What to work on -
Compile every line that includes the word "styles".

Provided material -
◆ ◆ ◆ ◆ ◆ ◆ ◆
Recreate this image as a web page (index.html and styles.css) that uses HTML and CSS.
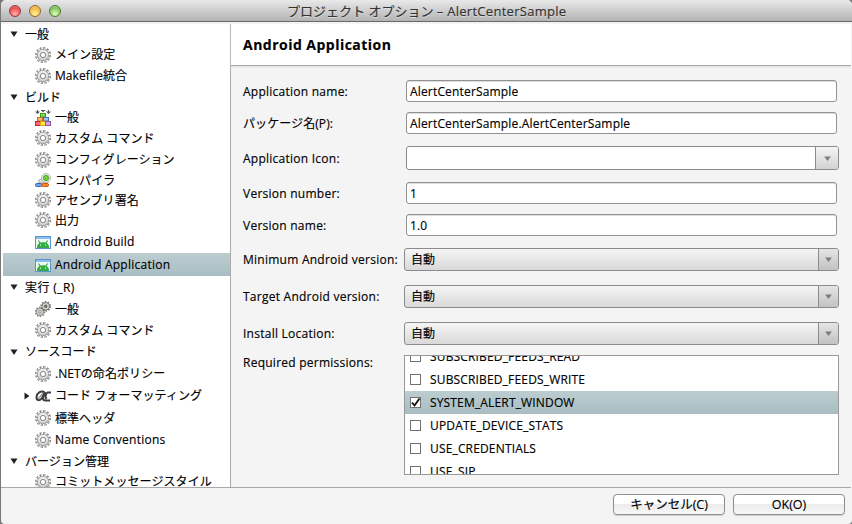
FILE: index.html
```html
<!DOCTYPE html>
<html lang="ja">
<head>
<meta charset="utf-8">
<title>プロジェクト オプション – AlertCenterSample</title>
<link rel="stylesheet" href="styles.css">
</head>
<body>
<svg class="defs" aria-hidden="true">
  <defs>
    <linearGradient id="metal" x1="0" y1="0" x2="0" y2="1"><stop offset="0" stop-color="#f2f2f2"/><stop offset="1" stop-color="#cecece"/></linearGradient>
    <symbol id="gear" viewBox="0 0 16 16">
      <circle cx="8" cy="8" r="6.8" fill="none" stroke="#7d7d7d" stroke-width="2.4" stroke-dasharray="2.1 1.46"/>
      <circle cx="8" cy="8" r="5.7" fill="url(#metal)" stroke="#8f8f8f" stroke-width=".9"/>
      <circle cx="8" cy="8" r="6.4" fill="none" stroke="#dedede" stroke-width="1.7" stroke-dasharray=".9 2.451" stroke-dashoffset="-.5"/>
      <circle cx="8" cy="8" r="2.6" fill="#fff" stroke="#858585" stroke-width="1"/>
    </symbol>
    <symbol id="gears" viewBox="0 0 16 16">
      <g fill="#d2d2cb" stroke="#85857f" stroke-width=".9"><circle cx="5" cy="10.800" r="4.500" fill="none" stroke-width="1.700" stroke-dasharray="1.400 1.427"/><circle cx="5" cy="10.800" r="3.800"/><circle cx="5" cy="10.800" r="1.300" fill="#fff"/>
      <circle cx="10.700" cy="5.300" r="4.500" fill="none" stroke="#6f6f69" stroke-width="1.700" stroke-dasharray="1.400 1.427"/><circle cx="10.700" cy="5.300" r="3.800" stroke="#6f6f69"/><circle cx="10.700" cy="5.300" r="1.200" fill="#777" stroke="#555"/></g>
    </symbol>
    <symbol id="blocks" viewBox="0 0 16 16">
      <path d="M2.500 0v3M13.500 0v3M6 .5h4" stroke="#555" fill="none"/>
      <path d="M0 1.500h5L2.500 4zM11 1.500h5L13.500 4zM6 0h4L8 2.500z" fill="#555"/>
      <rect x="5.500" y="3.500" width="5" height="3.500" fill="#7be04e" stroke="#3c9c1c"/>
      <rect x="2.500" y="7.500" width="5" height="3.500" fill="#f9b27a" stroke="#d8691d"/>
      <rect x="8.500" y="7.500" width="5" height="3.500" fill="#9fc3f5" stroke="#3e73c4"/>
      <rect x=".5" y="11.500" width="5" height="4" fill="#f56b76" stroke="#cb1a2f"/>
      <rect x="5.500" y="11.500" width="5" height="4" fill="#ffe44c" stroke="#d3a514"/>
      <rect x="10.500" y="11.500" width="5" height="4" fill="#cfa5dc" stroke="#9355a6"/>
    </symbol>
    <symbol id="compiler" viewBox="0 0 16 16">
      <rect x="3.500" y="7.500" width="10" height="3.500" rx="1.700" fill="#ddd" stroke="#aaa"/>
      <circle cx="11" cy="6" r="4.400" fill="#f0f0ee" stroke="#b2b2b2"/><circle cx="11" cy="6" r="2.600" fill="#6dd03b" stroke="#4da627"/>
      <rect x=".5" y="11.500" width="6.500" height="3" rx="1.300" fill="#7ba5e8" stroke="#3465a4"/>
      <rect x="7" y="11.500" width="6.500" height="3" rx="1.300" fill="#ff8a32" stroke="#cf540d"/>
    </symbol>
    <symbol id="android" viewBox="0 0 16 16">
      <rect x=".5" y="2.500" width="15" height="12" fill="#eefaf0" stroke="#5a93cd"/>
      <path d="M1 3h14v2H1z" fill="#8bbef2"/>
      <path d="M2 14v-1.500C2.400 9.800 4.800 8.300 8 8.300s5.600 1.500 6 4.200V14z" fill="#33ad42"/>
      <path d="M3.300 6.500l2 2.700M12.700 6.500l-2 2.700" stroke="#33ad42" stroke-width="1.100"/>
      <path d="M5.500 10.500v1.200M10.500 10.500v1.200" stroke="#e4ffe0"/>
    </symbol>
    <symbol id="format" viewBox="0 0 16 16">
      <path d="M9.500 4C5.500 2.500 2 5 1.500 9c-.2 4 3.500 4 5.500 1l3-6-2 6c0 2 1 2.500 2.500 2.500H15M15.500 4.500h-3C10.500 6 10 9 11.500 11M12 4.500h4" fill="none" stroke="#3c3e40" stroke-width="2"/>
      <path d="M3 11l5-6" stroke="#74777a" stroke-width="1.100"/>
    </symbol>
    <symbol id="down" viewBox="0 0 8 6"><path d="M.5.5h7L4 6z" fill="#222"/></symbol>
    <symbol id="right" viewBox="0 0 6 8"><path d="M.5.5v7L5.500 4z" fill="#222"/></symbol>
    <symbol id="drop" viewBox="0 0 7 5"><path d="M.2.500h6.600L3.500 5z" fill="#7c7c7c"/></symbol>
  </defs>
</svg>
<div class="window">
  <header class="titlebar">
    <div class="lights"><i class="light red"></i><i class="light yellow"></i><i class="light green"></i></div>
    <h1 class="title">プロジェクト オプション <span class="title-name">– AlertCenterSample</span></h1>
  </header>
  <div class="body">
    <nav class="tree">
      <div class="row group h20"><svg class="arrow"><use href="#down"/></svg><span class="ja">一般</span></div>
      <div class="row h21"><svg class="icon"><use href="#gear"/></svg><span class="ja">メイン設定</span></div>
      <div class="row h21"><svg class="icon"><use href="#gear"/></svg><span class="mixed">Makefile統合</span></div>
      <div class="row group h22"><svg class="arrow"><use href="#down"/></svg><span class="ja">ビルド</span></div>
      <div class="row h19"><svg class="icon"><use href="#blocks"/></svg><span class="ja">一般</span></div>
      <div class="row h22"><svg class="icon"><use href="#gear"/></svg><span class="ja">カスタム コマンド</span></div>
      <div class="row h21"><svg class="icon"><use href="#gear"/></svg><span class="ja">コンフィグレーション</span></div>
      <div class="row h20"><svg class="icon"><use href="#compiler"/></svg><span class="ja">コンパイラ</span></div>
      <div class="row h20"><svg class="icon"><use href="#gear"/></svg><span class="ja">アセンブリ署名</span></div>
      <div class="row h20"><svg class="icon"><use href="#gear"/></svg><span class="ja">出力</span></div>
      <div class="row h23"><svg class="icon"><use href="#android"/></svg><span>Android Build</span></div>
      <div class="row h23 selected"><svg class="icon"><use href="#android"/></svg><span>Android Application</span></div>
      <div class="row group h22"><svg class="arrow"><use href="#down"/></svg><span class="ja wide">実行 (_R)</span></div>
      <div class="row h22"><svg class="icon"><use href="#gears"/></svg><span class="ja">一般</span></div>
      <div class="row h20"><svg class="icon"><use href="#gear"/></svg><span class="ja">カスタム コマンド</span></div>
      <div class="row group h23"><svg class="arrow"><use href="#down"/></svg><span class="ja">ソースコード</span></div>
      <div class="row h21"><svg class="icon"><use href="#gear"/></svg><span class="mixed">.NETの命名ポリシー</span></div>
      <div class="row nested h23"><svg class="arrow-right"><use href="#right"/></svg><svg class="icon"><use href="#format"/></svg><span class="ja">コード フォーマッティング</span></div>
      <div class="row h22"><svg class="icon"><use href="#gear"/></svg><span class="ja">標準ヘッダ</span></div>
      <div class="row h22"><svg class="icon"><use href="#gear"/></svg><span>Name Conventions</span></div>
      <div class="row group h20"><svg class="arrow"><use href="#down"/></svg><span class="ja">バージョン管理</span></div>
      <div class="row h21"><svg class="icon"><use href="#gear"/></svg><span class="mixed">コミットメッセージスタイル</span></div>
    </nav>
    <main class="panel">
      <h2 class="heading">Android Application</h2>
      <form class="form">
        <div class="field"><label class="low">Application name:</label><div class="input">AlertCenterSample</div></div>
        <div class="field gap10"><label class="low mixed">パッケージ名(P):</label><div class="input">AlertCenterSample.AlertCenterSample</div></div>
        <div class="field gap12"><label class="low">Application Icon:</label><div class="combo editable"><span class="value"></span><span class="drop"><svg><use href="#drop"/></svg></span></div></div>
        <div class="field gap12"><label class="low">Version number:</label><div class="input">1</div></div>
        <div class="field gap10"><label class="low">Version name:</label><div class="input">1.0</div></div>
        <div class="field gap12"><label>Minimum Android version:</label><div class="combo"><span class="value">自動</span><span class="drop"><svg><use href="#drop"/></svg></span></div></div>
        <div class="field gap14"><label>Target Android version:</label><div class="combo"><span class="value">自動</span><span class="drop"><svg><use href="#drop"/></svg></span></div></div>
        <div class="field gap14"><label>Install Location:</label><div class="combo"><span class="value">自動</span><span class="drop"><svg><use href="#drop"/></svg></span></div></div>
        <div class="field gap10 top"><label>Required permissions:</label>
          <div class="list">
            <div class="perm"><i class="check"></i><span>SUBSCRIBED_FEEDS_READ</span></div>
            <div class="perm"><i class="check"></i><span>SUBSCRIBED_FEEDS_WRITE</span></div>
            <div class="perm selected"><i class="check"><svg viewBox="0 0 11 11"><path d="M2 5.500l2.500 3L9.500 1.500" fill="none" stroke="#111" stroke-width="1.900"/></svg></i><span>SYSTEM_ALERT_WINDOW</span></div>
            <div class="perm"><i class="check"></i><span>UPDATE_DEVICE_STATS</span></div>
            <div class="perm"><i class="check"></i><span>USE_CREDENTIALS</span></div>
            <div class="perm"><i class="check"></i><span>USE_SIP</span></div>
          </div>
        </div>
      </form>
    </main>
  </div>
  <footer class="footer">
    <button class="button">キャンセル(C)</button>
    <button class="button">OK(O)</button>
  </footer>
</div>
</body>
</html>
```
FILE: styles.css
```css
* { box-sizing: border-box; }
body {
  margin: 0;
  width: 852px;
  height: 524px;
  overflow: hidden;
  background: #777;
  color: #000;
  font: 12px/16px "Open Sans", "Noto Sans CJK JP", sans-serif;
  letter-spacing: .25px;
  -webkit-text-stroke: .15px currentColor;
}
.defs { position: absolute; width: 0; height: 0; }
.window {
  display: flex;
  flex-direction: column;
  height: 524px;
  margin-left: 1px;
  background: #f4f4f4;
  border-radius: 5px 5px 4px 4px;
  overflow: hidden;
}
.titlebar {
  display: flex;
  align-items: center;
  height: 22px;
  padding-left: 8px;
  background: linear-gradient(#e9e9e9, #b3b3b3);
  border-bottom: 1px solid #686868;
}
.lights { display: flex; gap: 8px; width: 278px; }
.light { width: 12px; height: 12px; border-radius: 50%; border: 1px solid; }
.red { background: radial-gradient(circle at 50% 80%, #ffb0ac, #ec4f55 65%, #e89090); border-color: #99393c; }
.yellow { background: radial-gradient(circle at 50% 80%, #fff1a0, #f2b748 65%, #f8d58d); border-color: #94672b; }
.green { background: radial-gradient(circle at 50% 80%, #e0ffb5, #83c461 65%, #b7dfa0); border-color: #477b36; }
.title { margin: 0; font-size: 13px; font-weight: 400; line-height: 20px; letter-spacing: 0; color: #333; white-space: nowrap; text-shadow: 0 1px #dcdcdc; }
.title-name { letter-spacing: .28px; }
.body { display: flex; height: 464px; margin: 2px 1px 0 0; border-bottom: 1px solid #a9a9a9; overflow: hidden; }
.tree { width: 230px; flex: none; padding-left: 2px; background: #fff; border-right: 1px solid #a9a9a9; overflow: hidden; }
.row { display: flex; align-items: center; gap: 4px; padding-left: 32px; white-space: nowrap; }
.row.group { padding-left: 7px; gap: 7px; }
.row.nested { padding-left: 21px; }
.row.nested .arrow-right { margin-right: 1px; }
.h19 { height: 19px; } .h20 { height: 20px; } .h21 { height: 21px; } .h22 { height: 22px; } .h23 { height: 23px; }
.ja { padding-top: 1px; letter-spacing: .05px; }
.mixed { letter-spacing: .08px; }
.wide { letter-spacing: .4px; }
.icon { width: 16px; height: 16px; flex: none; }
.arrow { width: 8px; height: 6px; flex: none; }
.arrow-right { width: 6px; height: 8px; flex: none; }
.selected { background: linear-gradient(#bccdd1, #a8bdc2); }
.panel { flex: 1; min-width: 0; }
.heading {
  display: flex;
  align-items: center;
  height: 42px;
  margin: 0;
  padding-left: 12px;
  background: #fff;
  border-bottom: 1px solid #a9a9a9;
  box-shadow: 0 1px 2px #ddd;
  font-size: 14px;
  font-weight: 700;
  letter-spacing: .48px;
}
.form { padding: 14px 12px 0; }
.field { display: flex; align-items: center; }
.field.top { align-items: flex-start; }
.field label { width: 161px; flex: none; white-space: nowrap; }
.field .low { padding-top: 2px; }
.gap10 { margin-top: 10px; } .gap12 { margin-top: 12px; } .gap14 { margin-top: 14px; }
.input { flex: 1; height: 22px; margin: 0 2px; padding: 1px 0 0 3px; line-height: 20px; letter-spacing: .17px; background: #fff; border: 1px solid #919191; border-radius: 3px; box-shadow: inset 0 1px #ddd; }
.combo { display: flex; flex: 1; height: 23px; border: 1px solid #8b8b8b; border-radius: 3px; background: linear-gradient(#f5f5f5, #d9d9d9); overflow: hidden; }
.combo.editable { height: 24px; margin-left: 2px; background: #fff; }
.combo .value { flex: 1; padding-left: 6px; line-height: 21px; letter-spacing: 0; }
.drop { display: flex; align-items: center; justify-content: center; width: 20px; border-left: 1px solid #8b8b8b; background: linear-gradient(#e5e5e5, #c2c2c2); }
.editable .drop { width: 23px; background: linear-gradient(#f5f5f5, #d2d2d2); }
.drop svg { width: 7px; height: 5px; }
.list { flex: 1; height: 120px; border: 1px solid #999; background: #fff; overflow: hidden; letter-spacing: .16px; }
.perm { display: flex; align-items: center; height: 23px; padding-left: 5px; gap: 9px; }
.perm:first-child { margin-top: -11px; }
.check { width: 11px; height: 11px; background: #fff; border: 1px solid #717171; }
.check svg { display: block; width: 11px; height: 11px; margin: -1px; }
.footer { display: flex; justify-content: flex-end; gap: 8px; padding: 6px 7px 0; }
.button { width: 112px; height: 21px; padding: 0; border: 1px solid #909090; border-radius: 4px; background: linear-gradient(#fff 45%, #ececec 50%, #f7f7f7); box-shadow: 0 1px 1px #ccc; color: #000; font: inherit; font-size: 12.5px; line-height: 18px; }
```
◆ ◆ ◆ ◆ ◆ ◆ ◆
Solution to this task -
Recreate this image as a web page (index.html and styles.css) that uses HTML and CSS.
<link rel="stylesheet" href="styles.css">
FILE: styles.css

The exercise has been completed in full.